▸ STATED GOAL:
Quote, verbatim, all material below, without pictures.

[START OF SOURCE DATA]

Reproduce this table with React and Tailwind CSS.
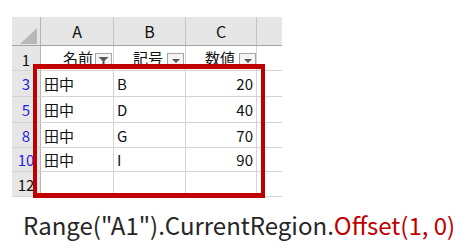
const cols = [
  { key: 'A', w: 'w-[73px]' },
  { key: 'B', w: 'w-[72px]' },
  { key: 'C', w: 'w-[71px]' },
];

const rows = [
  { no: '3', h: 'h-[26px]', a: '田中', b: 'B', c: '20', hidden: true },
  { no: '5', h: 'h-[26px]', a: '田中', b: 'D', c: '40', hidden: true },
  { no: '8', h: 'h-[25px]', a: '田中', b: 'G', c: '70', hidden: true },
  { no: '10', h: 'h-[24px]', a: '田中', b: 'I', c: '90', hidden: true },
  { no: '12', h: 'h-[25px]', a: '', b: '', c: '', hidden: false },
];

function FilterButton({ active }) {
  return (
    <div className="w-[17px] h-[16px] border border-[#a6a6a6] bg-[#f4f4f4] flex items-center justify-center shrink-0">
      {active ? (
        <svg width="11" height="10" viewBox="0 0 11 10">
          <path d="M0.5 1 H10.5 L6.5 5 V9.5 H4.5 V5 Z" fill="#595959" />
        </svg>
      ) : (
        <svg width="8" height="4" viewBox="0 0 8 4">
          <path d="M0 0 H8 L4 4 Z" fill="#595959" />
        </svg>
      )}
    </div>
  );
}

export default function App() {
  return (
    <div className="relative w-[465px] h-[250px] bg-white overflow-hidden" style={{ fontFamily: '"Noto Sans CJK JP", "Noto Sans", sans-serif' }}>
      {/* Sheet */}
      <div className="absolute left-[12px] top-[17px] w-[270px] text-[15px] leading-none text-[#111]">
        {/* column header row */}
        <div className="flex h-[29px] bg-[#e6e6e6] border-b border-[#a3a3a3]">
          <div className="w-[29px] border-r border-[#b5b5b5] relative">
            <svg className="absolute left-[8px] top-[11px]" width="17" height="16" viewBox="0 0 17 16">
              <path d="M17 0 V16 H0 Z" fill="#b8b8b8" />
            </svg>
          </div>
          {cols.map((c) => (
            <div key={c.key} className={`${c.w} border-r border-[#c4c4c4] flex items-center justify-center text-[16px]`}>
              {c.key}
            </div>
          ))}
          <div className="flex-1" />
        </div>

        {/* row 1 */}
        <div className="flex h-[25px] border-b border-[#d4d4d4]">
          <div className="w-[29px] bg-[#e6e6e6] border-r border-[#b5b5b5] flex items-center justify-center pt-[2px]">1</div>
          <div className="w-[73px] border-r border-[#d4d4d4] flex items-end justify-end gap-[2px] pr-[1px] pb-[1px]">
            <span className="mb-[4px]">名前</span>
            <FilterButton active />
          </div>
          <div className="w-[72px] border-r border-[#d4d4d4] flex items-end justify-end gap-[4px] pr-[1px] pb-[1px]">
            <span className="mb-[4px]">記号</span>
            <FilterButton />
          </div>
          <div className="w-[71px] border-r border-[#d4d4d4] flex items-end justify-end gap-[4px] pr-0 pb-[1px]">
            <span className="mb-[4px]">数値</span>
            <FilterButton />
          </div>
          <div className="flex-1" />
        </div>

        {rows.map((r) => (
          <div key={r.no} className={`flex ${r.h} border-b border-[#d4d4d4]`}>
            <div className={`w-[29px] bg-[#e6e6e6] border-r border-[#b5b5b5] flex items-center justify-center ${r.hidden ? 'text-[#1f1fe0]' : ''}`}>
              {r.no}
            </div>
            <div className="w-[73px] border-r border-[#d4d4d4] flex items-center pl-[3px]">{r.a}</div>
            <div className="w-[72px] border-r border-[#d4d4d4] flex items-center pl-[3px]">{r.b}</div>
            <div className="w-[71px] border-r border-[#d4d4d4] flex items-center justify-end pr-[3px]">{r.c}</div>
            <div className="flex-1" />
          </div>
        ))}
      </div>

      {/* CurrentRegion highlight */}
      <div className="absolute left-[33px] top-[64px] w-[232px] h-[134px] border-x-4 border-y-[5px] border-[#c00000]" />

      {/* caption */}
      <div className="absolute left-[23px] top-[207px] text-[24px] leading-[36px] text-[#262626] whitespace-nowrap">
        Range("A1").CurrentRegion.<span className="text-[#c00000]">Offset(1, 0)</span>
      </div>
    </div>
  );
}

[END OF SOURCE DATA]

▸ ANSWER TO THIS EXERCISE:
Reproduce this table with React and Tailwind CSS.
const cols = [
  { key: 'A', w: 'w-[73px]' },
  { key: 'B', w: 'w-[72px]' },
  { key: 'C', w: 'w-[71px]' },
];

const rows = [
  { no: '3', h: 'h-[26px]', a: '田中', b: 'B', c: '20', hidden: true },
  { no: '5', h: 'h-[26px]', a: '田中', b: 'D', c: '40', hidden: true },
  { no: '8', h: 'h-[25px]', a: '田中', b: 'G', c: '70', hidden: true },
  { no: '10', h: 'h-[24px]', a: '田中', b: 'I', c: '90', hidden: true },
  { no: '12', h: 'h-[25px]', a: '', b: '', c: '', hidden: false },
];

function FilterButton({ active }) {
  return (
    <div className="w-[17px] h-[16px] border border-[#a6a6a6] bg-[#f4f4f4] flex items-center justify-center shrink-0">
      {active ? (
        <svg width="11" height="10" viewBox="0 0 11 10">
          <path d="M0.5 1 H10.5 L6.5 5 V9.5 H4.5 V5 Z" fill="#595959" />
        </svg>
      ) : (
        <svg width="8" height="4" viewBox="0 0 8 4">
          <path d="M0 0 H8 L4 4 Z" fill="#595959" />
        </svg>
      )}
    </div>
  );
}

export default function App() {
  return (
    <div className="relative w-[465px] h-[250px] bg-white overflow-hidden" style={{ fontFamily: '"Noto Sans CJK JP", "Noto Sans", sans-serif' }}>
      {/* Sheet */}
      <div className="absolute left-[12px] top-[17px] w-[270px] text-[15px] leading-none text-[#111]">
        {/* column header row */}
        <div className="flex h-[29px] bg-[#e6e6e6] border-b border-[#a3a3a3]">
          <div className="w-[29px] border-r border-[#b5b5b5] relative">
            <svg className="absolute left-[8px] top-[11px]" width="17" height="16" viewBox="0 0 17 16">
              <path d="M17 0 V16 H0 Z" fill="#b8b8b8" />
            </svg>
          </div>
          {cols.map((c) => (
            <div key={c.key} className={`${c.w} border-r border-[#c4c4c4] flex items-center justify-center text-[16px]`}>
              {c.key}
            </div>
          ))}
          <div className="flex-1" />
        </div>

        {/* row 1 */}
        <div className="flex h-[25px] border-b border-[#d4d4d4]">
          <div className="w-[29px] bg-[#e6e6e6] border-r border-[#b5b5b5] flex items-center justify-center pt-[2px]">1</div>
          <div className="w-[73px] border-r border-[#d4d4d4] flex items-end justify-end gap-[2px] pr-[1px] pb-[1px]">
            <span className="mb-[4px]">名前</span>
            <FilterButton active />
          </div>
          <div className="w-[72px] border-r border-[#d4d4d4] flex items-end justify-end gap-[4px] pr-[1px] pb-[1px]">
            <span className="mb-[4px]">記号</span>
            <FilterButton />
          </div>
          <div className="w-[71px] border-r border-[#d4d4d4] flex items-end justify-end gap-[4px] pr-0 pb-[1px]">
            <span className="mb-[4px]">数値</span>
            <FilterButton />
          </div>
          <div className="flex-1" />
        </div>

        {rows.map((r) => (
          <div key={r.no} className={`flex ${r.h} border-b border-[#d4d4d4]`}>
            <div className={`w-[29px] bg-[#e6e6e6] border-r border-[#b5b5b5] flex items-center justify-center ${r.hidden ? 'text-[#1f1fe0]' : ''}`}>
              {r.no}
            </div>
            <div className="w-[73px] border-r border-[#d4d4d4] flex items-center pl-[3px]">{r.a}</div>
            <div className="w-[72px] border-r border-[#d4d4d4] flex items-center pl-[3px]">{r.b}</div>
            <div className="w-[71px] border-r border-[#d4d4d4] flex items-center justify-end pr-[3px]">{r.c}</div>
            <div className="flex-1" />
          </div>
        ))}
      </div>

      {/* CurrentRegion highlight */}
      <div className="absolute left-[33px] top-[64px] w-[232px] h-[134px] border-x-4 border-y-[5px] border-[#c00000]" />

      {/* caption */}
      <div className="absolute left-[23px] top-[207px] text-[24px] leading-[36px] text-[#262626] whitespace-nowrap">
        Range("A1").CurrentRegion.<span className="text-[#c00000]">Offset(1, 0)</span>
      </div>
    </div>
  );
}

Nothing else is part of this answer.